Transcriptomic effects of di-(2-ethylhexyl)-phthalate in Syrian hamster embryo cells: an important role of early cytoskeleton disturbances in carcinogenesis?

BMC Genomics 2011 Oct 25;12:524. Epub 2011 Oct 25.

CNRS UMR7146, Laboratoire I.E.B.E., Rue General Delestraint, 57070 Metz, France.

Background: Di-(2-ethylhexyl)-phthalate (DEHP) is a commonly used plasticizer in polyvinylchloride (PVC) formulations and a potentially non-genotoxic carcinogen. The aim of this study was to identify genes whose level of expression is altered by DEHP by using a global wide-genome approach in Syrian hamster embryo (SHE) cells, a model similar to human cells regarding their responses to this type of carcinogen. With mRNA Differential Display (DD), we analysed the transcriptional regulation of SHE cells exposed to 0, 12.5, 25 and 50 μM of DEHP for 24 hrs, conditions which induced neoplastic transformation of these cells. A real-time quantitative polymerase chain reaction (qPCR) was used to confirm differential expression of genes identified by DD.
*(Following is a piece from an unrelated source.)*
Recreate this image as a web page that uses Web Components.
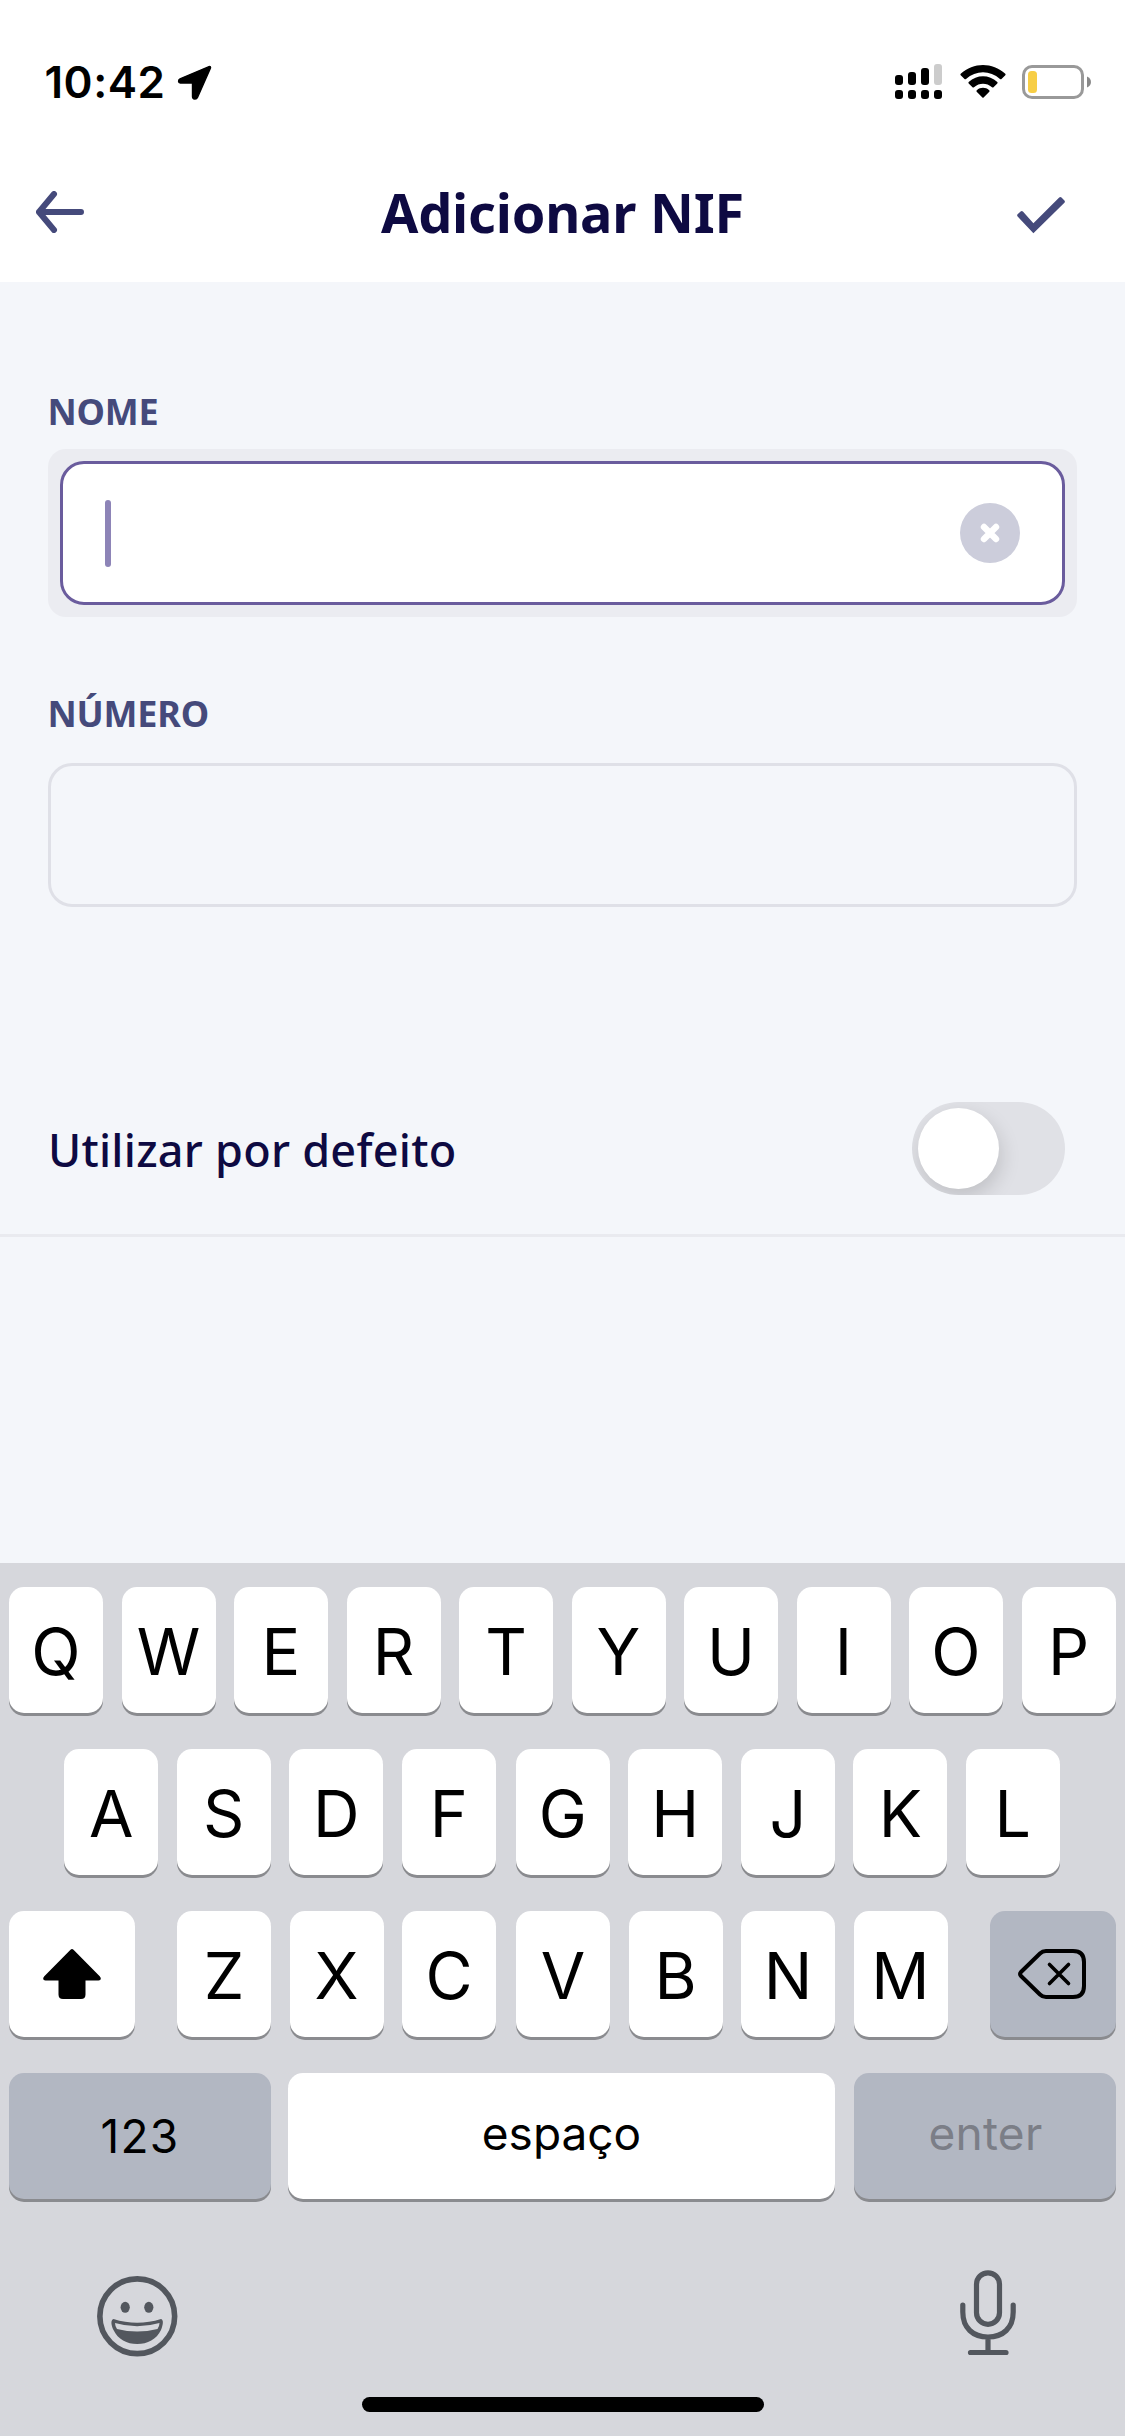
<!DOCTYPE html>
<html lang="pt">
<head>
<meta charset="utf-8">
<title>Adicionar NIF</title>
<style>
html,body{margin:0;padding:0}
body{width:1125px;height:2436px;overflow:hidden;background:#f4f6fa;font-family:"Noto Sans",sans-serif}
</style>
</head>
<body>
<nif-screen></nif-screen>
<script>
const define = (name, html) => customElements.define(name, class extends HTMLElement {
  constructor() {
    super();
    const t = document.createElement('template');
    t.innerHTML = html;
    this.attachShadow({ mode: 'open' }).append(t.content.cloneNode(true));
  }
});

define('status-bar', `
<style>
:host{display:flex;justify-content:space-between;height:164px;padding:0 34px 0 44.5px;box-sizing:border-box;font:600 44px/164px Inter,sans-serif;color:#000}
.l,.r{display:flex;align-items:center}
.l svg{margin-left:10px}
.time{letter-spacing:.5px;width:122px;white-space:nowrap}
svg{display:block}
</style>
<div class="l"><span class="time">10:42</span>
<svg width="35" height="35" viewBox="0 0 35 35"><path d="M32 1.6 3 13.8C1 14.7 1 18 3.300 18H15.500V31.500C15.500 34.600 19.500 34.800 20.600 32.200L33.400 3.300C33.900 1.900 33.200 1.100 32 1.600Z" fill="#000" stroke="#000" stroke-width="1.400"/></svg></div>
<div class="r">
<svg width="197" height="40" viewBox="894 62 197 40">
<g><rect x="895" y="75" width="8" height="10" rx="3"/><rect x="908" y="72" width="8" height="13" rx="3"/><rect x="921" y="68" width="8" height="17" rx="3"/><rect x="934" y="64" width="8" height="21" rx="3" fill="#ccc"/>
<rect x="895" y="90" width="8" height="9" rx="3"/><rect x="908" y="90" width="8" height="9" rx="3"/><rect x="921" y="90" width="8" height="9" rx="3"/><rect x="934" y="90" width="8" height="9" rx="3"/></g>
<g><path d="M960.700 75.300Q960 74.500 960.700 73.800C973.500 62 992.500 62 1005.300 73.800Q1006 74.500 1005.300 75.300L1001.500 79Q1000.800 79.600 1000 79C990 70.100 976 70.100 966 79Q965.200 79.600 964.500 79Z"/>
<path d="M968.700 83.500Q968 82.800 968.700 82C977 74.400 989 74.400 997.300 82Q998 82.800 997.300 83.500L993.500 87.200Q992.800 87.800 992 87.200C986.500 82.600 979.500 82.600 974 87.200Q973.200 87.800 972.500 87.200Z"/>
<path d="M976.700 91.700Q976 91 976.800 90.200C980.500 87 985.500 87 989.200 90.200Q990 91 989.300 91.700L983.600 97.500Q983 98 982.400 97.500Z"/></g>
<rect x="1023.500" y="66.500" width="59" height="31" rx="8.500" fill="none" stroke="#999" stroke-width="3"/>
<rect x="1028" y="71" width="9" height="22" rx="3.500" fill="#f7ce46"/>
<path d="M1087 76.500C1092.300 78.500 1092.300 85.500 1087 87.500Z" fill="#888"/>
</svg></div>`);

define('nav-bar', `
<style>
:host{display:grid;grid-template-columns:48px 1fr 48px;align-items:center;height:118px;box-sizing:border-box;padding:0 60px 22px 36px;color:#454a7b}
h1{margin:0;font:700 54px/96px "Noto Sans",sans-serif;color:#0e0a42;text-align:center;padding-left:24px;letter-spacing:-.2px;white-space:nowrap}
svg{display:block}
</style>
<svg width="48" height="42" viewBox="0 0 48 42" fill="none" stroke="#454a7b" stroke-width="6" stroke-linecap="round" stroke-linejoin="round"><path d="M45 21H3M18 3 3 21 18 39"/></svg>
<h1><slot></slot></h1>
<svg width="48" height="48" viewBox="0 0 48 48" fill="#454a7b"><path d="M.6 19.400Q-.4 18.300.6 17.200L3.600 14.400Q4.800 13.400 5.900 14.500L16.400 26.300 42.200.6Q43.400 -.4 44.500.6L47.400 3.500Q48.400 4.700 47.400 5.800L16.400 36.300Z" transform="translate(0 9)"/></svg>`);

define('text-field', `
<style>
:host{display:block}
label{display:block;font:700 36px/50px "Noto Sans",sans-serif;color:#454a7b;letter-spacing:-.2px;margin-left:-.5px}
.halo{box-sizing:border-box;display:flex;margin-top:var(--gap,12px)}
.box{flex:1;box-sizing:border-box;height:144px;border:3px solid #dfe0e7;border-radius:24px;display:flex;align-items:center;justify-content:space-between;padding:0 42px}
.box>*{display:none}
:host([focused]) .halo{background:#ebecf1;padding:12px;border-radius:18px}
:host([focused]) .box{background:#fff;border-color:#6a5c9d}
:host([focused]) .box>*{display:block}
.caret{width:6px;height:67px;border-radius:3px;background:#8d84b7}
</style>
<label><slot></slot></label>
<div class="halo"><div class="box"><span class="caret"></span>
<svg width="60" height="60" viewBox="0 0 60 60"><circle cx="30" cy="30" r="30" fill="#cccddb"/><path d="M24 24 36 36M36 24 24 36" stroke="#fff" stroke-width="6.400" stroke-linecap="round"/></svg></div></div>`);

define('toggle-row', `
<style>
:host{display:flex;align-items:center;justify-content:space-between;height:177px;box-sizing:border-box;border-bottom:3px solid #e9eaef;padding:3px 60px 0 48px}
.t{font:500 45px/60px "Noto Sans",sans-serif;color:#0e0a42;white-space:nowrap;letter-spacing:.25px;padding-top:3px}
.sw{width:153px;height:93px;box-sizing:border-box;border-radius:47px;background:#e0e1e6;padding:6px;overflow:hidden;display:flex}
.k{width:81px;height:81px;border-radius:50%;background:#fff;box-shadow:2px 8px 20px rgba(0,0,0,.15)}
</style><span class="t"><slot></slot></span><span class="sw"><span class="k"></span></span>`);

define('kb-key', `
<style>
:host{display:flex;align-items:center;justify-content:center;box-sizing:border-box;width:94px;height:126px;border-radius:15px;background:#fff;box-shadow:0 3px 0 #8a8b8f;color:#000;font:400 64.5px/126px Inter,sans-serif;padding-top:3px;flex:none}
:host([wide]){font-size:46px;padding:0 0 7px}
:host([dark]){background:#b2b7c2}
:host([muted]){color:#7b7e87}
</style><slot></slot>`);

define('soft-keyboard', `
<style>
:host{display:flex;flex-direction:column;height:873px;box-sizing:border-box;padding-top:24px;background:#d6d7dc}
.row{display:flex;gap:18.5px;height:126px;margin-bottom:36px;padding:0 9px}
.mid{padding-left:64.3px}
.shift,.del{width:126px;padding:0}
.shift{margin-right:23.5px}.del{margin-left:23.5px;padding-right:1px}
.g{margin-left:1.5px}
.n{width:262px;padding:0;letter-spacing:1.3px}.sp{width:547px;margin-left:-1.5px}.en{width:262px;letter-spacing:.3px;padding-left:2px}
.foot{display:flex;justify-content:space-between;padding:0 108px 0 97px;height:85px;margin-top:35px;align-items:flex-start}
.home{width:402px;height:15px;border-radius:8px;background:#000;margin:42px 0 0 362px}
svg{display:block;flex:none}
</style>
<div class="row"><kb-key>Q</kb-key><kb-key>W</kb-key><kb-key>E</kb-key><kb-key>R</kb-key><kb-key>T</kb-key><kb-key>Y</kb-key><kb-key>U</kb-key><kb-key>I</kb-key><kb-key>O</kb-key><kb-key>P</kb-key></div>
<div class="row mid"><kb-key>A</kb-key><kb-key>S</kb-key><kb-key>D</kb-key><kb-key>F</kb-key><kb-key class="g">G</kb-key><kb-key>H</kb-key><kb-key>J</kb-key><kb-key>K</kb-key><kb-key>L</kb-key></div>
<div class="row"><kb-key class="shift"><svg width="58" height="50" viewBox="0 0 58 50"><path d="M27.500.8Q29 -.6 30.500.8L56.700 27.200C58.700 29.300 57.800 31.500 55.500 31.500H42.500V45.500Q42.500 50 38 50H20Q15.500 50 15.500 45.500V31.500H2.500C.2 31.500-.7 29.300 1.300 27.200Z"/></svg></kb-key><kb-key>Z</kb-key><kb-key>X</kb-key><kb-key>C</kb-key><kb-key class="g">V</kb-key><kb-key>B</kb-key><kb-key>N</kb-key><kb-key>M</kb-key><kb-key class="del" dark><svg width="68" height="50" viewBox="0 0 68 50" fill="none" stroke="#000" stroke-width="4" stroke-linejoin="round" stroke-linecap="round"><path d="M28 2H55Q66 2 66 13V37Q66 48 55 48H28Q24.500 48 22 45.500L3 27Q1 25 3 23L22 4.500Q24.500 2 28 2Z"/><path d="M31.500 15.500 50.500 34.500M50.500 15.500 31.500 34.500" stroke-width="3.600"/></svg></kb-key></div>
<div class="row"><kb-key wide dark class="n">123</kb-key><kb-key wide class="sp">espaço</kb-key><kb-key wide dark muted class="en">enter</kb-key></div>
<div class="foot">
<svg width="81" height="81" viewBox="0 0 81 81" style="margin-top:5.500px" fill="#53575e"><circle cx="40.250" cy="40.250" r="37.400" fill="none" stroke="#53575e" stroke-width="5.600"/><ellipse cx="28.200" cy="31.300" rx="4.600" ry="5.500"/><ellipse cx="51.800" cy="31.300" rx="4.600" ry="5.500"/><path d="M16.500 43Q40 50.500 64 43C67 44 66 49 64 54C59.500 63.500 50.500 68 40.200 68S21 63.500 16.500 54C14 49 13.500 44 16.500 43Z"/><path d="M18 47Q40 53.500 62.500 47Q62.500 50 60.500 53Q40 58 20 53Q18 50 18 47Z" fill="#d6d7dc"/></svg>
<svg width="57" height="86" viewBox="0 0 57 86" fill="none" stroke="#53575e" stroke-width="5.200" stroke-linecap="round"><rect x="16.500" y="2.800" width="23" height="51.500" rx="11.500"/><path d="M2.800 35V42C2.800 58 13 67 28 67S53.200 58 53.200 42V35M28 67V82.500M10.500 82.500H46"/></svg>
</div>
<div class="home"></div>`);

define('nif-screen', `
<style>
:host{display:flex;flex-direction:column;height:2436px}
header{background:#fff;height:282px}
main{flex:1}
text-field{margin:0 48px}
.a{padding-top:105px}
.b{padding-top:72px;--gap:24px}
toggle-row{margin-top:153px}
</style>
<header><status-bar></status-bar><nav-bar>Adicionar NIF</nav-bar></header>
<main><text-field class="a" focused>NOME</text-field><text-field class="b">NÚMERO</text-field><toggle-row>Utilizar por defeito</toggle-row></main>
<soft-keyboard></soft-keyboard>`);
</script>
</body>
</html>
Results: Gene expression profiling showed 178 differentially-expressed fragments corresponding to 122 genes after tblastx comparisons, 79 up-regulated and 43 down-regulated. The genes of interest were involved in many biological pathways, including signal transduction, regulation of the cytoskeleton, xenobiotic metabolism, apoptosis, lipidogenesis, protein conformation, transport and cell cycle. We then focused particularly on genes involved in the regulation of the cytoskeleton, one of the processes occurring during carcinogenesis and in the early steps of neoplastic transformation. Twenty one cytoskeleton-related genes were studied by qPCR. The down-regulated genes were involved in focal adhesion or cell junction. The up-regulated genes were involved in the regulation of the actin cytoskeleton and this would suggest a role of cellular plasticity in the mechanism of chemical carcinogenesis. The gene expression changes identified in the present study were PPAR-independent.

Conclusion: This study identified a set of genes whose expression is altered by DEHP exposure in mammalian embryo cells. This is the first study that elucidates the genomic changes of DEHP involved in the organization of the cytoskeleton. The latter genes may be candidates as biomarkers predictive of early events in the multistep carcinogenic process.